[Start of SUPPLIED MATERIAL]

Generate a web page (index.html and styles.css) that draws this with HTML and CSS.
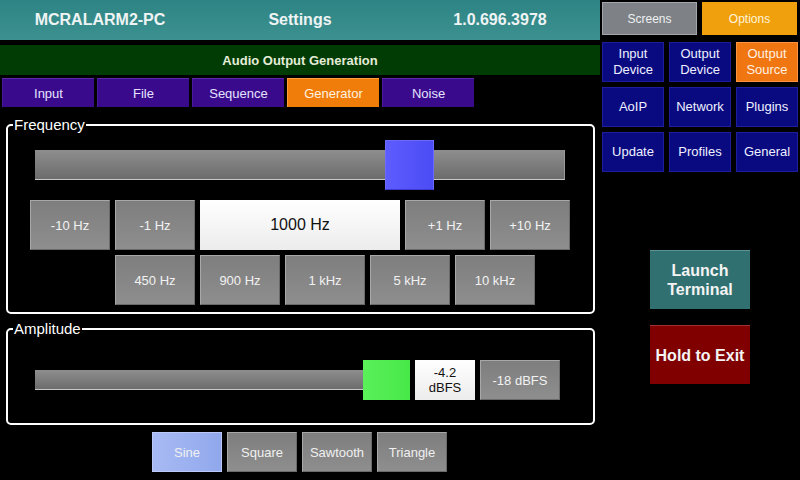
FILE: index.html
```html
<!DOCTYPE html>
<html>
<head>
<meta charset="utf-8">
<link rel="stylesheet" href="styles.css">
</head>
<body>
<div class="screen">
  <div class="left">
    <div class="header">
      <div class="hcell">MCRALARM2-PC</div>
      <div class="hcell">Settings</div>
      <div class="hcell">1.0.696.3978</div>
    </div>
    <div class="subtitle">Audio Output Generation</div>
    <div class="tabs">
      <div class="tab">Input</div>
      <div class="tab">File</div>
      <div class="tab">Sequence</div>
      <div class="tab active">Generator</div>
      <div class="tab">Noise</div>
    </div>
    <fieldset class="group freq">
      <legend>Frequency</legend>
      <div class="slider freq-slider">
        <div class="track"></div>
        <div class="thumb blue" style="left:350px"></div>
      </div>
      <div class="btn-row row1">
        <div class="gbtn">-10 Hz</div>
        <div class="gbtn">-1 Hz</div>
        <div class="valbox">1000 Hz</div>
        <div class="gbtn">+1 Hz</div>
        <div class="gbtn">+10 Hz</div>
      </div>
      <div class="btn-row row2">
        <div class="gbtn">450 Hz</div>
        <div class="gbtn">900 Hz</div>
        <div class="gbtn">1 kHz</div>
        <div class="gbtn">5 kHz</div>
        <div class="gbtn">10 kHz</div>
      </div>
    </fieldset>
    <fieldset class="group amp">
      <legend>Amplitude</legend>
      <div class="amp-row">
        <div class="slider amp-slider">
          <div class="track"></div>
          <div class="thumb green"></div>
        </div>
        <div class="dbbox">-4.2<br>dBFS</div>
        <div class="gbtn db">-18 dBFS</div>
      </div>
    </fieldset>
    <div class="waves">
      <div class="wbtn sel">Sine</div>
      <div class="wbtn">Square</div>
      <div class="wbtn">Sawtooth</div>
      <div class="wbtn">Triangle</div>
    </div>
  </div>
  <div class="right">
    <div class="topbtns">
      <div class="tbtn screens">Screens</div>
      <div class="tbtn options">Options</div>
    </div>
    <div class="grid">
      <div class="nbtn">Input<br>Device</div>
      <div class="nbtn">Output<br>Device</div>
      <div class="nbtn on">Output<br>Source</div>
      <div class="nbtn">AoIP</div>
      <div class="nbtn">Network</div>
      <div class="nbtn">Plugins</div>
      <div class="nbtn">Update</div>
      <div class="nbtn">Profiles</div>
      <div class="nbtn">General</div>
    </div>
    <div class="actions">
      <div class="abtn launch">Launch<br>Terminal</div>
      <div class="abtn exit">Hold to Exit</div>
    </div>
  </div>
</div>
</body>
</html>
```

FILE: styles.css
```css
* { box-sizing: border-box; }
html, body {
  margin: 0;
  padding: 0;
  background: #000;
}
body {
  font-family: "Liberation Sans", Arial, sans-serif;
  color: #fff;
}
.screen {
  width: 800px;
  height: 480px;
  display: flex;
  overflow: hidden;
  background: #000;
}
.left {
  width: 600px;
  display: flex;
  flex-direction: column;
}
.header {
  height: 40px;
  display: grid;
  grid-template-columns: 200px 200px 200px;
  background: linear-gradient(#2e8484, #3c9090);
}
.hcell {
  display: flex;
  align-items: center;
  justify-content: center;
  font-weight: bold;
  font-size: 16px;
  color: #eef4f4;
}
.subtitle {
  margin-top: 5px;
  height: 30px;
  background: #003c04;
  display: flex;
  align-items: center;
  justify-content: center;
  font-weight: bold;
  font-size: 13px;
  color: #e6ecd8;
}
.tabs {
  margin-top: 3px;
  height: 29px;
  display: flex;
  gap: 3px;
  padding-left: 2px;
}
.tab {
  width: 92px;
  background: #3a0a8c;
  border-top: 1px solid #5a2aa8;
  border-left: 1px solid #4a1a9c;
  display: flex;
  align-items: center;
  justify-content: center;
  font-size: 13px;
  color: #e4e4ff;
}
.tab.active {
  background: #f07d0a;
  border-top-color: #ffa040;
  border-left-color: #ff9a38;
  color: #fff2e0;
}
.group {
  margin: 0 0 0 6px;
  width: 589px;
  border: 2px solid #fff;
  border-radius: 5px;
  padding: 0;
  min-inline-size: 0;
}
.group legend {
  font-size: 15px;
  line-height: 16px;
  padding: 0 1px;
  margin-left: 5px;
  color: #fff;
}
.freq {
  margin-top: 10px;
  height: 197px;
}
.slider {
  position: relative;
}
.freq-slider {
  margin: 7px 0 0 27px;
  width: 530px;
  height: 50px;
  display: flex;
  align-items: center;
}
.track {
  width: 100%;
  background: linear-gradient(#8e8e8e, #6c6c6c);
  border-bottom: 1px solid #c8c8c8;
  border-right: 1px solid #9a9a9a;
}
.freq-slider .track { height: 30px; }
.thumb {
  position: absolute;
  top: 0;
}
.thumb.blue {
  width: 49px;
  height: 50px;
  background: linear-gradient(90deg, #5c5cff, #4c4cf4);
  border: 1px solid #6a6aff;
  border-bottom-color: #3a3ad0;
}
.btn-row {
  display: flex;
  gap: 5px;
}
.row1 {
  margin: 10px 0 0 22px;
}
.row2 {
  margin: 5px 0 0 107px;
}
.gbtn {
  width: 80px;
  height: 50px;
  background: linear-gradient(#7e7e7e, #8e8e8e);
  border: 1px solid #a8a8a8;
  border-right-color: #6a6a6a;
  border-bottom-color: #6a6a6a;
  display: flex;
  align-items: center;
  justify-content: center;
  font-size: 13px;
  color: #f2f2f2;
}
.valbox {
  width: 200px;
  height: 50px;
  background: linear-gradient(#ffffff, #ececec);
  display: flex;
  align-items: center;
  justify-content: center;
  font-size: 16px;
  color: #111;
}
.amp {
  margin-top: 7px;
  height: 104px;
}
.amp-row {
  margin: 23px 0 0 27px;
  display: flex;
  gap: 5px;
  height: 40px;
}
.amp-slider {
  width: 375px;
  height: 40px;
  display: flex;
  align-items: center;
}
.amp-slider .track { height: 20px; }
.thumb.green {
  right: 0;
  width: 47px;
  height: 40px;
  background: linear-gradient(90deg, #5af05a, #48e848);
}
.dbbox {
  width: 60px;
  height: 40px;
  background: linear-gradient(#ffffff, #ececec);
  color: #111;
  font-size: 13px;
  line-height: 15px;
  display: flex;
  align-items: center;
  justify-content: center;
  text-align: center;
}
.gbtn.db {
  height: 40px;
}
.waves {
  margin-top: 7px;
  display: flex;
  justify-content: center;
  gap: 5px;
  padding-right: 1px;
}
.wbtn {
  width: 70px;
  height: 40px;
  background: linear-gradient(#7e7e7e, #8e8e8e);
  border: 1px solid #a8a8a8;
  border-right-color: #6a6a6a;
  border-bottom-color: #6a6a6a;
  display: flex;
  align-items: center;
  justify-content: center;
  font-size: 13px;
  color: #f0f0f0;
}
.wbtn.sel {
  background: linear-gradient(90deg, #a8baf4, #90a8ec);
  border-color: #bcc8f8;
}
.right {
  width: 200px;
  padding: 2px 0 0 2px;
  display: flex;
  flex-direction: column;
}
.topbtns {
  display: flex;
  gap: 5px;
  height: 33px;
}
.tbtn {
  width: 95px;
  display: flex;
  align-items: center;
  justify-content: center;
  font-size: 12px;
}
.tbtn.screens {
  background: #7e8286;
  border: 1px solid #a2a6aa;
  color: #eef0f2;
}
.tbtn.options {
  background: #f0a00c;
  color: #fff4dc;
}
.grid {
  margin-top: 7px;
  display: grid;
  grid-template-columns: 62px 62px 62px;
  grid-auto-rows: 40px;
  gap: 5px;
}
.nbtn {
  background: #0a0a80;
  border: 1px solid #1e1e9c;
  display: flex;
  align-items: center;
  justify-content: center;
  text-align: center;
  font-size: 13px;
  line-height: 16px;
  color: #eef0ff;
}
.nbtn.on {
  background: #f07612;
  border-color: #ff9440;
  color: #fff0e0;
}
.actions {
  margin: 78px 0 0 48px;
  display: flex;
  flex-direction: column;
  gap: 16px;
}
.abtn {
  width: 100px;
  height: 59px;
  display: flex;
  align-items: center;
  justify-content: center;
  text-align: center;
  font-weight: bold;
  font-size: 16px;
  line-height: 19px;
  color: #f4f4f4;
}
.abtn.launch {
  background: #317070;
  border-top: 1px solid #5a9494;
}
.abtn.exit {
  background: #800000;
  border-top: 1px solid #a03030;
}
```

[End of SUPPLIED MATERIAL]

YOUR GOAL >> Count the lines in which the string "index" appears, then report only that figure.

OUTPUT OF THE EXERCISE >> 2